* What is being asked: What lines of the data hold the string "styles"? Pull each one out.

* Data:
* Begin *

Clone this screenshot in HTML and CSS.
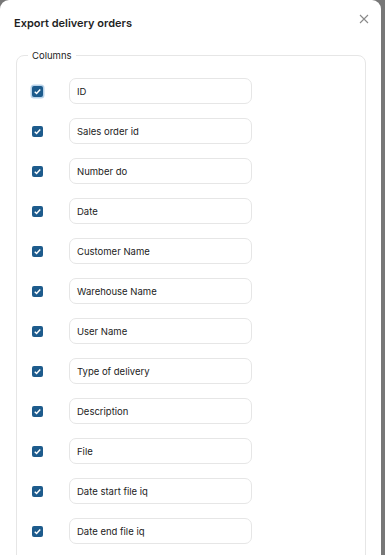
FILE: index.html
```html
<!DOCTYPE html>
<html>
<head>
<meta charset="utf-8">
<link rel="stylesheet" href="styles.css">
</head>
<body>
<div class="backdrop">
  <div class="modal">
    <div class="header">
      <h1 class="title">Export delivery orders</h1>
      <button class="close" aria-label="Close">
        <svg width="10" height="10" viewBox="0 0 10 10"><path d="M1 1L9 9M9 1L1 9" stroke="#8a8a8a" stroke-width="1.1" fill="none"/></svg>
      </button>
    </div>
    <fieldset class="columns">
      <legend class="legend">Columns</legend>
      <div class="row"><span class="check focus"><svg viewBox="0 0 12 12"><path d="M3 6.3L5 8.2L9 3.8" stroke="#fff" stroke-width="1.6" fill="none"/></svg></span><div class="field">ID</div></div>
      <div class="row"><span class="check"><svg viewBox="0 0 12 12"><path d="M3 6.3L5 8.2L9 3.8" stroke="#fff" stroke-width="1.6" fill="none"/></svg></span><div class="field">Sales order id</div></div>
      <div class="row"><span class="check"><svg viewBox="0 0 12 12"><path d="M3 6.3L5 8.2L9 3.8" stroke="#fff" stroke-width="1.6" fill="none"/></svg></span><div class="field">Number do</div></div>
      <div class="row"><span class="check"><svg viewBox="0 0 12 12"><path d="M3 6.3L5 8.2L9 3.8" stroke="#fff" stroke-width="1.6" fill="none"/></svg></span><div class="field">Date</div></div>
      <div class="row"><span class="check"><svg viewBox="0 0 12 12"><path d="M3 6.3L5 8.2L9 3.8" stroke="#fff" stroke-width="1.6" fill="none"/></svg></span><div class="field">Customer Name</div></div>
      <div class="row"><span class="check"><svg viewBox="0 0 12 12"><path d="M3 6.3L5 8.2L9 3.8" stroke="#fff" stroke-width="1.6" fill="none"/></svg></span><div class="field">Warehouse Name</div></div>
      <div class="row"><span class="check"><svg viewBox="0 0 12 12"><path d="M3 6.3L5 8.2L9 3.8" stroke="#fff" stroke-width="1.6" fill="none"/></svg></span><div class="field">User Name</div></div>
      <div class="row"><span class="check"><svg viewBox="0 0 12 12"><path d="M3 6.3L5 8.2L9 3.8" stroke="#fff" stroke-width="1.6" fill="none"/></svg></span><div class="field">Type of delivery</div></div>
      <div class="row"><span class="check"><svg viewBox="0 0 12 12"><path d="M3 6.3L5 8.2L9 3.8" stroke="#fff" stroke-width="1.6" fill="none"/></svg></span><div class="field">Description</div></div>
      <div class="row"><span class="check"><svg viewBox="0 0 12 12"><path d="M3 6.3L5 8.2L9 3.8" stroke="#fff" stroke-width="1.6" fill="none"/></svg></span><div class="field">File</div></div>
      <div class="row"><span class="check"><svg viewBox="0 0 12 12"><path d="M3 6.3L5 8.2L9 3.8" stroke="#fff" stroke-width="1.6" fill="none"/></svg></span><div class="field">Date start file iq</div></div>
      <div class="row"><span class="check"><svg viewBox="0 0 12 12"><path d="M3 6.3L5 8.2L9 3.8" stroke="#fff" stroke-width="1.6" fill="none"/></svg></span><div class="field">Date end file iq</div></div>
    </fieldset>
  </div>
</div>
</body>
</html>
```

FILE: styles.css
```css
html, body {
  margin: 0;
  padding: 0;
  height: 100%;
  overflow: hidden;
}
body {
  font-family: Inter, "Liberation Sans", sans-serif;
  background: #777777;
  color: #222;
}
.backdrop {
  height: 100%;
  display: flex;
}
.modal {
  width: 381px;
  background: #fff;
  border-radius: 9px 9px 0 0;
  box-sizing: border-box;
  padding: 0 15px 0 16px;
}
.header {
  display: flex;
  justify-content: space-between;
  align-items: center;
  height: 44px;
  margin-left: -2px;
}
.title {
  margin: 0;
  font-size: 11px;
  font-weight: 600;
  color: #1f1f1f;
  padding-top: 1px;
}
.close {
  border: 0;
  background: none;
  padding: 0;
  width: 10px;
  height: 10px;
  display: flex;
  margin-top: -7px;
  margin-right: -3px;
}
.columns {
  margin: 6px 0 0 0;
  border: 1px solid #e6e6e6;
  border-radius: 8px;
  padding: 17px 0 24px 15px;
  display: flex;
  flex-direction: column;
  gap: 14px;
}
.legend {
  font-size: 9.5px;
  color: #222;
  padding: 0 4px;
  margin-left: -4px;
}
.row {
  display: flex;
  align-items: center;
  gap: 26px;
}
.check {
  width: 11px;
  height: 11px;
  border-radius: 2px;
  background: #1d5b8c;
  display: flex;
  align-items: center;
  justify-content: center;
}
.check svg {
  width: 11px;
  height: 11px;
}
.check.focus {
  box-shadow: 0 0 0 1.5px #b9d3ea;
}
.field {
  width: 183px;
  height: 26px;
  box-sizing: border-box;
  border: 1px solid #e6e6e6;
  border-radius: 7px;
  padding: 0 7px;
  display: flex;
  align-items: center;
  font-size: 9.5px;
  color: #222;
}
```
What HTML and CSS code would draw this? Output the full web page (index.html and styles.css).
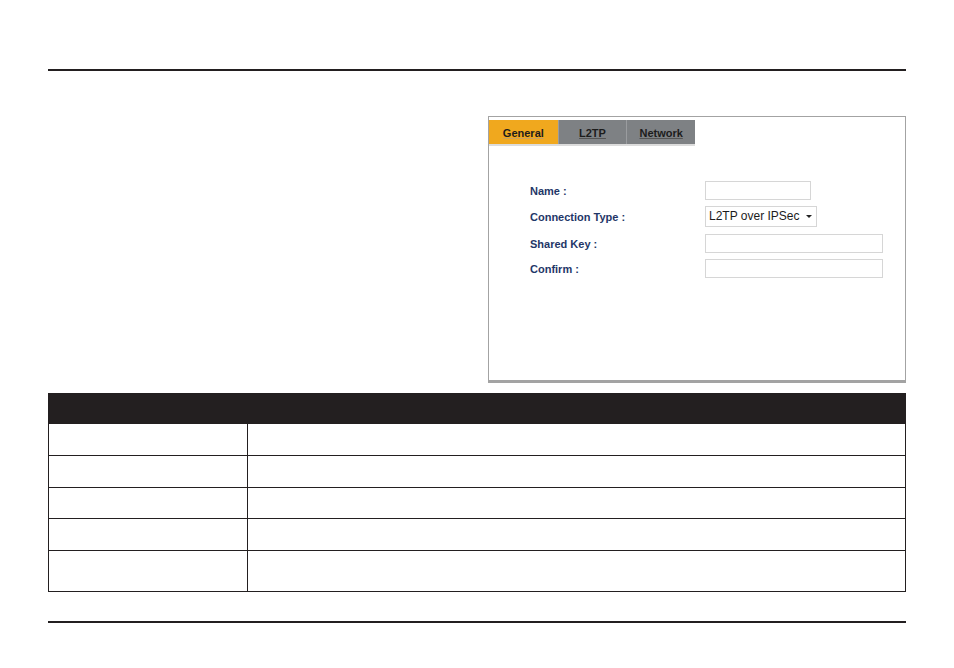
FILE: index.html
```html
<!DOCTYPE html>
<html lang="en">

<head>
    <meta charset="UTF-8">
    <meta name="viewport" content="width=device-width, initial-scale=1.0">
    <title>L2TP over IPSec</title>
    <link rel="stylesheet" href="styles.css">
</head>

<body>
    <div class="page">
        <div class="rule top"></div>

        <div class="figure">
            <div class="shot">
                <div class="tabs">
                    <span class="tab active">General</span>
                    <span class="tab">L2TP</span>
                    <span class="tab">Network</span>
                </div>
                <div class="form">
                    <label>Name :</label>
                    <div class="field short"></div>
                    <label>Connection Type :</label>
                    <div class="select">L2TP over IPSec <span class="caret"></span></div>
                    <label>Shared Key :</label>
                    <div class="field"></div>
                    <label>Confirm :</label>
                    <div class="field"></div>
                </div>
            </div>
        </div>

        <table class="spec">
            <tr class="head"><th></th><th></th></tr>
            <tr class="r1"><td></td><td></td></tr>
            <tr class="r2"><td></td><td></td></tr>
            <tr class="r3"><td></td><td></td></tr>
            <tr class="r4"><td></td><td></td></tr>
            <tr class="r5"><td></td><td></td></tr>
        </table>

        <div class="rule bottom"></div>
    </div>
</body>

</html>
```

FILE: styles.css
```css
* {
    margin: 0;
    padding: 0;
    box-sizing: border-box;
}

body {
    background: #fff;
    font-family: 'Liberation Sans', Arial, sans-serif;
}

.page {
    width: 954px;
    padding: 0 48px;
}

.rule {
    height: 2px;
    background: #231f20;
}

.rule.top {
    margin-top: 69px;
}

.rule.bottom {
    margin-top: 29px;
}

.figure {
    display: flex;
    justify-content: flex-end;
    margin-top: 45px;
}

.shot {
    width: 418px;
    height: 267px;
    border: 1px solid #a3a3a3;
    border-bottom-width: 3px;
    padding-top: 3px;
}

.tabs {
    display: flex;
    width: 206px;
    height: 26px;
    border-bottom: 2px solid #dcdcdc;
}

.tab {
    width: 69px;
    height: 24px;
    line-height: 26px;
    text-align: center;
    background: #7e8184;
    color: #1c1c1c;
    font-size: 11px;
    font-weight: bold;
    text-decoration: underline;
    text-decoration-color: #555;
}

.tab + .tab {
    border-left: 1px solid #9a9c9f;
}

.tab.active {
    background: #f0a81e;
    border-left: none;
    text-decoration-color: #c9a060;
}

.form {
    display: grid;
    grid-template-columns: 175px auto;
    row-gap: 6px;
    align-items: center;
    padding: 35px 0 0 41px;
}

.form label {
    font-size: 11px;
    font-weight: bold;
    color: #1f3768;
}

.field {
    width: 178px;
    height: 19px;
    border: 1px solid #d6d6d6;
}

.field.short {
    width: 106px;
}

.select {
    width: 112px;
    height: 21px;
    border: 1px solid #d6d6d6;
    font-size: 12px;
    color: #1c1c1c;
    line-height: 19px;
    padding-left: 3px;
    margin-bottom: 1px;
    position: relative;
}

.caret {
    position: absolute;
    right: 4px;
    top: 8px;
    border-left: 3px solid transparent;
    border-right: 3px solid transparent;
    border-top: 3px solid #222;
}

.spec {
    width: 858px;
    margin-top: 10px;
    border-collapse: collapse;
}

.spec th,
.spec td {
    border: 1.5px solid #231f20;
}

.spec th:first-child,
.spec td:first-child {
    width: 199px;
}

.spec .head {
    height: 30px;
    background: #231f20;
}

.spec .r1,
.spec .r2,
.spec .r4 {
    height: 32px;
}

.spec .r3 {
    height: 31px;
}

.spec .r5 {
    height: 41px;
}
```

* End *

* Exercise solution:
<link rel="stylesheet" href="styles.css">
FILE: styles.css
What HTML and CSS code would draw this? Output the full web page (index.html and styles.css).
    <link rel="stylesheet" href="styles.css">
FILE: styles.css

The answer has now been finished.